-- BEGIN Input data --
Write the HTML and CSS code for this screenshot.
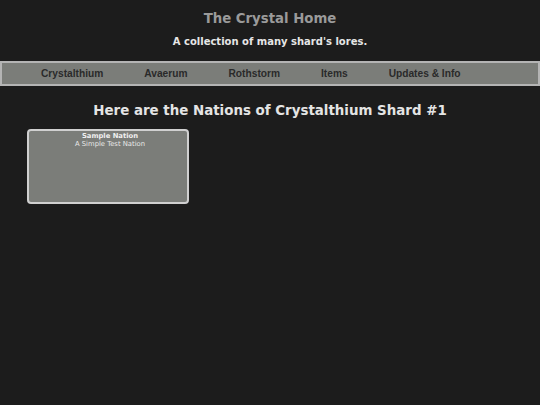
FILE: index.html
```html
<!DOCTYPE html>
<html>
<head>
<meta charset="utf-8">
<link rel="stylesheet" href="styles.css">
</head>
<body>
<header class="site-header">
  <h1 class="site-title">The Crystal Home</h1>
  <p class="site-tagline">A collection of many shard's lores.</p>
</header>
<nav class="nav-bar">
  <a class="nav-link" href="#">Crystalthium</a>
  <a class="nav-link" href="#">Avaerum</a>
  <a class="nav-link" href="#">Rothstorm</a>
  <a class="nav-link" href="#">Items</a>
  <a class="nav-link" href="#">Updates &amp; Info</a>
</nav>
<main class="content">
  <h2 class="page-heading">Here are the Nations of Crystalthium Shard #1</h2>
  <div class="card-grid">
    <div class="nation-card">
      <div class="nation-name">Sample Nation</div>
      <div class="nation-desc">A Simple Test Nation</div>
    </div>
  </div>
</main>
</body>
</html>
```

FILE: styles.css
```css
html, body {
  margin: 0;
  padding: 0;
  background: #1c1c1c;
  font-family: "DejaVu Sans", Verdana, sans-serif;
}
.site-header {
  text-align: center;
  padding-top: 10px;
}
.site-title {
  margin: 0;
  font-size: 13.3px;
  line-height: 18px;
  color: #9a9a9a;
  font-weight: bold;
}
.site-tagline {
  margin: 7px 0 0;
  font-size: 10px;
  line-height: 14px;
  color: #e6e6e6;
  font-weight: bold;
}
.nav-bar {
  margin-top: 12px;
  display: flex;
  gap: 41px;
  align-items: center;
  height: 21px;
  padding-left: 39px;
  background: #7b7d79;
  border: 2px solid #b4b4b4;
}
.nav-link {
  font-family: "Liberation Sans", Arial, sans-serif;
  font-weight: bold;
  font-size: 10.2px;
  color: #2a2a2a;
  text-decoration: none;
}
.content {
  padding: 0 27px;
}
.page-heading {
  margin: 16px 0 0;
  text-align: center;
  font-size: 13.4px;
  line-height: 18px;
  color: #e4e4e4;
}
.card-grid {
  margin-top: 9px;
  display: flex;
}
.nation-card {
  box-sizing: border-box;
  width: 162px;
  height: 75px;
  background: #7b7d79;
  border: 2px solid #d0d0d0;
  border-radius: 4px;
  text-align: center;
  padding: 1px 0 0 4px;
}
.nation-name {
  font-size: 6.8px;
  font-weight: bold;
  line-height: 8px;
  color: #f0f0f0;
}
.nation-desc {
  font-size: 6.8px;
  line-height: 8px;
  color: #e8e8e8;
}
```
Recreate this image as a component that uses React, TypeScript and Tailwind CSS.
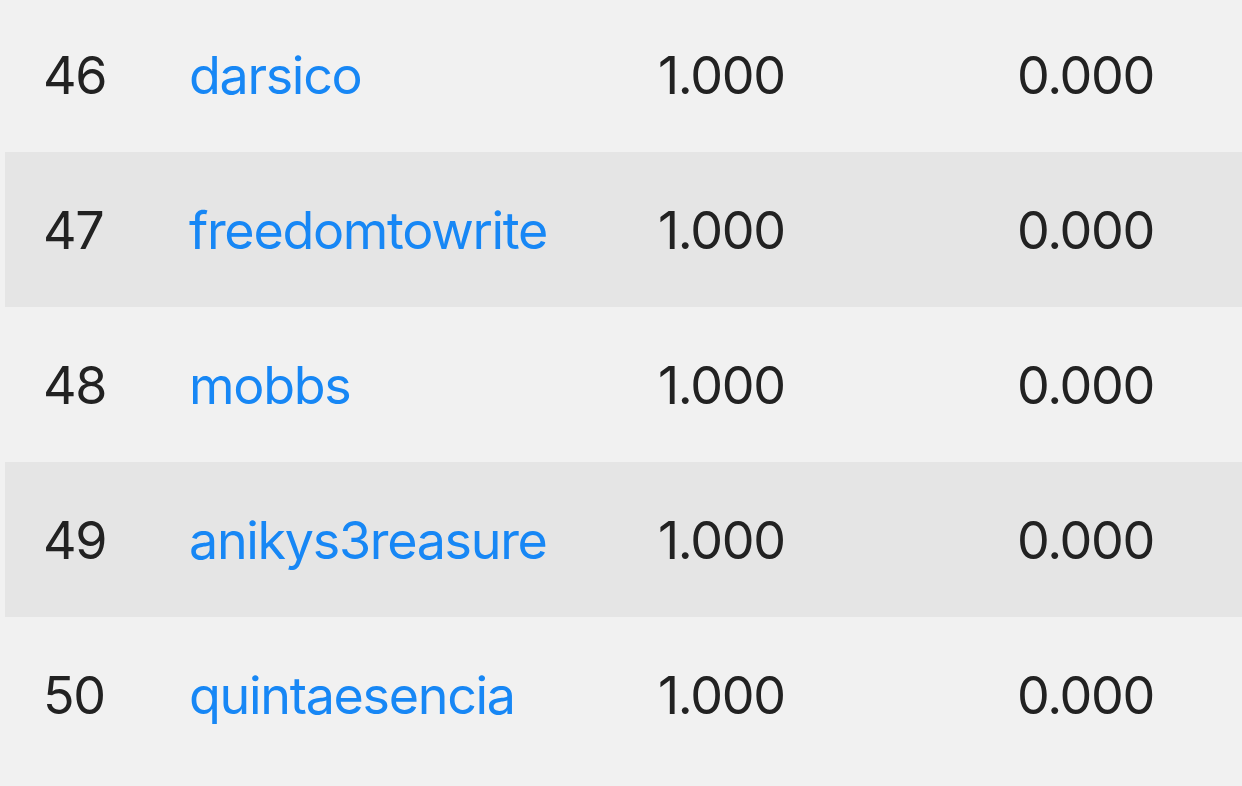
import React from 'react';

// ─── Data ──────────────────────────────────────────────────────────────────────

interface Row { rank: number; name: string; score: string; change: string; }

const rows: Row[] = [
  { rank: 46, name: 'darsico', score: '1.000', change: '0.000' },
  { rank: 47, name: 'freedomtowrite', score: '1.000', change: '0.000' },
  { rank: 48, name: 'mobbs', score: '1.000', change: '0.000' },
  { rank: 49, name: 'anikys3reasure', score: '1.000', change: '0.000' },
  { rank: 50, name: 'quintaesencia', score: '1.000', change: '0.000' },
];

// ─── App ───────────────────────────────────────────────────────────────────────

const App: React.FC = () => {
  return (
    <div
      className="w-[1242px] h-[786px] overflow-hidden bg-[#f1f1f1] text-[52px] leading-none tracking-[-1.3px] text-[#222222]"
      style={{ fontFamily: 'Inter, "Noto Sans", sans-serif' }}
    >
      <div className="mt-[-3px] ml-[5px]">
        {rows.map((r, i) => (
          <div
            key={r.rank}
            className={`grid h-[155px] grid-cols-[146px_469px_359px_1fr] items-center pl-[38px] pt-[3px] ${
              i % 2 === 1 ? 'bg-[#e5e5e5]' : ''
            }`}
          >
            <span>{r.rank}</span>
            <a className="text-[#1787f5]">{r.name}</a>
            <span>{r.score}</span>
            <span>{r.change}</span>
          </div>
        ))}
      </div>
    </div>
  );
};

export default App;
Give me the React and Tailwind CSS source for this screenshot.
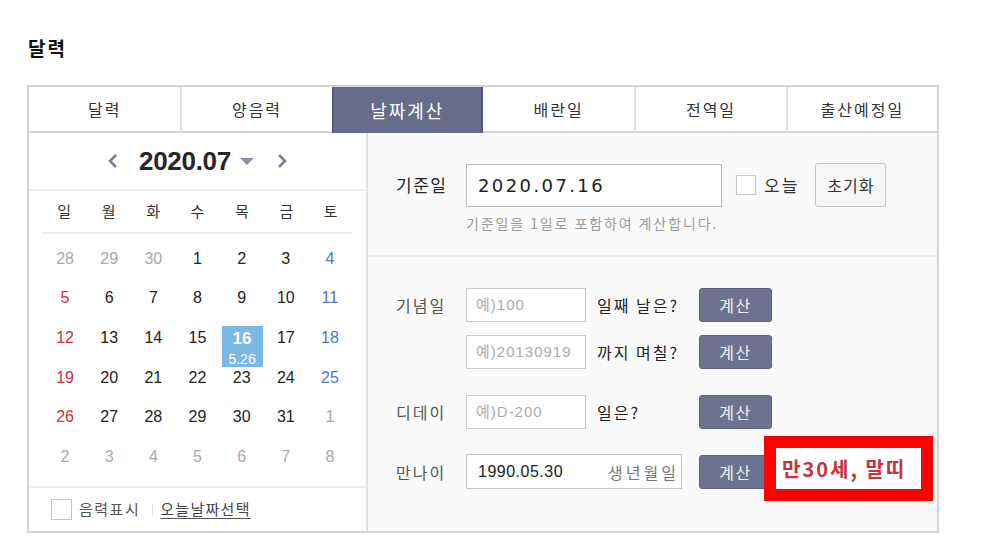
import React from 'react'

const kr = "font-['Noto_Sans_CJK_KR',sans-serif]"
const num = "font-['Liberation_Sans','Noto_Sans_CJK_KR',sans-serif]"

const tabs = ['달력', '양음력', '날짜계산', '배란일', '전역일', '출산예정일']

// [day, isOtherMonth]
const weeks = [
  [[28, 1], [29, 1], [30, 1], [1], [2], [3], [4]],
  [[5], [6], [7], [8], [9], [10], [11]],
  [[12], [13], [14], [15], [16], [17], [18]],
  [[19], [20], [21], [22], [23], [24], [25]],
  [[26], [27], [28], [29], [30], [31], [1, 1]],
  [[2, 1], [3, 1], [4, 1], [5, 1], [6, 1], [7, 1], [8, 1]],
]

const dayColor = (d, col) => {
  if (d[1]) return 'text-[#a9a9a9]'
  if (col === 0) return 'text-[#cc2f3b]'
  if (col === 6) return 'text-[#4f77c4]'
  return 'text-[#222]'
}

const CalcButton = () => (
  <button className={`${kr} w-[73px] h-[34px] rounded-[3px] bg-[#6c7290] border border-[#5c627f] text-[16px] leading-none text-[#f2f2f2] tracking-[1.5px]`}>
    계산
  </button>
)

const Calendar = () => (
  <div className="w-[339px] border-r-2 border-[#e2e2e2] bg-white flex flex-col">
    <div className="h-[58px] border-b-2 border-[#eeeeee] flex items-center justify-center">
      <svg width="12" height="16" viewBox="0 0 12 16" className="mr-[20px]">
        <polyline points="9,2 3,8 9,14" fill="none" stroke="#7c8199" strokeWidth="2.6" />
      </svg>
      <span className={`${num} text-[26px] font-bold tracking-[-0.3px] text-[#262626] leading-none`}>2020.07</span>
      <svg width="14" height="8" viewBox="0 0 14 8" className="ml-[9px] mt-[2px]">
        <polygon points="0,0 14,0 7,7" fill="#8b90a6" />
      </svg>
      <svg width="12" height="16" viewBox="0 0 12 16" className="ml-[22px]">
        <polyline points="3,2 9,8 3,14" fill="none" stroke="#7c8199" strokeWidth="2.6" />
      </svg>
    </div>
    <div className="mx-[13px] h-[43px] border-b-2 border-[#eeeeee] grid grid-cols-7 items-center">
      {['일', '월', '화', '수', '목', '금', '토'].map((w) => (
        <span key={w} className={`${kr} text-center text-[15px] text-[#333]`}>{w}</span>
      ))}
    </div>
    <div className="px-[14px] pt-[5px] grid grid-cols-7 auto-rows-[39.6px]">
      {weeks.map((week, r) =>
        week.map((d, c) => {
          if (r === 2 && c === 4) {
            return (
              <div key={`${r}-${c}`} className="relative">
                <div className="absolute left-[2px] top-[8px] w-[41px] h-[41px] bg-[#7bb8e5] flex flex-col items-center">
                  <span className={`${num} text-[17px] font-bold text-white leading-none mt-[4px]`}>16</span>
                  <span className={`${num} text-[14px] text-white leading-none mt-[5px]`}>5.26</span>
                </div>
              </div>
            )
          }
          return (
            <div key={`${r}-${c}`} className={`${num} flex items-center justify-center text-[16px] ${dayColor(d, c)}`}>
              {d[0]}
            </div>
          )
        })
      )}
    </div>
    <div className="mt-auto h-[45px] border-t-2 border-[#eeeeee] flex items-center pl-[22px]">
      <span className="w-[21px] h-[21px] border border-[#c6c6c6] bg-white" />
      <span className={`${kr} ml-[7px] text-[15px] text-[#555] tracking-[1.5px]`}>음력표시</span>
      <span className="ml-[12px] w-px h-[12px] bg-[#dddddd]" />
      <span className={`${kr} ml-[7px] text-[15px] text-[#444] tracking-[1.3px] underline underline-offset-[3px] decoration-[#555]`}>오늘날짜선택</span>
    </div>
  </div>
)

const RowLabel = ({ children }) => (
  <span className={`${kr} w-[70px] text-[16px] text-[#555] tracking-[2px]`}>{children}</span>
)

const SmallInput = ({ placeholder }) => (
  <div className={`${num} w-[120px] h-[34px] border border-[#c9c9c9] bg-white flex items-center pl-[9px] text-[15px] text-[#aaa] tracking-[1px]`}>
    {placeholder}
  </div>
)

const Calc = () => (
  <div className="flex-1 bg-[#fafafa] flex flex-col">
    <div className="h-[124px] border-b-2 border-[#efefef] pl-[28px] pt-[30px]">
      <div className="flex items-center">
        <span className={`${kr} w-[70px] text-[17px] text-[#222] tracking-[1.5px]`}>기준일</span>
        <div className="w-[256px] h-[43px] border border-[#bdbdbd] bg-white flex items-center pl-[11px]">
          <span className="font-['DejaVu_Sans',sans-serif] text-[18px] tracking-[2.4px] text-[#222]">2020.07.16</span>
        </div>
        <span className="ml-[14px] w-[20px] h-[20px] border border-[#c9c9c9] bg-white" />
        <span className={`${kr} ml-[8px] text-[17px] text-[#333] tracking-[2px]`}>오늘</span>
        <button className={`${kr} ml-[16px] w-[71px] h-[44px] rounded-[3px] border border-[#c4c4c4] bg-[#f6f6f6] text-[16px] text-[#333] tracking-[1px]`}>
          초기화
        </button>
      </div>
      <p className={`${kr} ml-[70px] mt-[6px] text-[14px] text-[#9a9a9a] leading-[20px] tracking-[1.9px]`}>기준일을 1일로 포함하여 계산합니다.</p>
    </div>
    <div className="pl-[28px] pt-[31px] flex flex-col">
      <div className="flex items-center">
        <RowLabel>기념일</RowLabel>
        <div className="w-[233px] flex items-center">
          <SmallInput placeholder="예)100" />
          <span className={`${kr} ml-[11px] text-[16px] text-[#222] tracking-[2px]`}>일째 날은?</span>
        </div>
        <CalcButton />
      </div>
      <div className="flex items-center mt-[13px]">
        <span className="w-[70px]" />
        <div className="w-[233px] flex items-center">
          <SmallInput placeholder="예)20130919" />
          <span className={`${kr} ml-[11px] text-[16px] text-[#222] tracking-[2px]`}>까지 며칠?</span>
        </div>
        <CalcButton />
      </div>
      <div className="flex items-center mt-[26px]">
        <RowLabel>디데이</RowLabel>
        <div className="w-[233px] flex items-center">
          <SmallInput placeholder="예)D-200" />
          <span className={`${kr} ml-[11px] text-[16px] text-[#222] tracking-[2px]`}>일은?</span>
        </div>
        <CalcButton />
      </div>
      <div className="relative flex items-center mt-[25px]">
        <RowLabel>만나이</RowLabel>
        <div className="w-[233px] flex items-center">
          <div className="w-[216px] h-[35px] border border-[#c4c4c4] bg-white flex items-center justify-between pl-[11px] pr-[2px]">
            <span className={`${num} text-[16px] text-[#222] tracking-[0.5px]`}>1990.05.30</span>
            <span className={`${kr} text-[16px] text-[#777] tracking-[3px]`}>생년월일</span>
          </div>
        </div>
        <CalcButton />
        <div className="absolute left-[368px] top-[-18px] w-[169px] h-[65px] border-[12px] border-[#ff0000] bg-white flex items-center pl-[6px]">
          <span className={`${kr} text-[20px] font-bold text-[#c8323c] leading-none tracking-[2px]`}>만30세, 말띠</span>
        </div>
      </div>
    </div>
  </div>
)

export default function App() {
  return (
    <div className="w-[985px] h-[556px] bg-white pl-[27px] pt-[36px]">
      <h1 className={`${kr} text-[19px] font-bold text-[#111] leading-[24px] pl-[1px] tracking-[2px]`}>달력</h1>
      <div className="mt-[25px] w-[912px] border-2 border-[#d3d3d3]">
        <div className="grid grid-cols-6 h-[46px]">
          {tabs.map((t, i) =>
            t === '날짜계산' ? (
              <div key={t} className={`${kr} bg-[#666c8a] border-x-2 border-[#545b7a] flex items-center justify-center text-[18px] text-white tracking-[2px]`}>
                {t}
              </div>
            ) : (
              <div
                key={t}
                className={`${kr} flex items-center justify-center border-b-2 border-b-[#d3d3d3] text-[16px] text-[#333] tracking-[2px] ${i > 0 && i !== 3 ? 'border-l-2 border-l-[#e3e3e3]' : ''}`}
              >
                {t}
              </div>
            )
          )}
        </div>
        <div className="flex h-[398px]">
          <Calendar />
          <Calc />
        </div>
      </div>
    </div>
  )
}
-- END Input data --
### The task:
All lines above from the one containing "Give me the" through the one containing "const tabs = ['달력', '양음력', '날짜계산', '배란일', '전역일', '출산예정일']" are to be quoted exactly, and only those; pictures are left out.

### Exercise output:
Give me the React and Tailwind CSS source for this screenshot.
import React from 'react'

const kr = "font-['Noto_Sans_CJK_KR',sans-serif]"
const num = "font-['Liberation_Sans','Noto_Sans_CJK_KR',sans-serif]"

const tabs = ['달력', '양음력', '날짜계산', '배란일', '전역일', '출산예정일']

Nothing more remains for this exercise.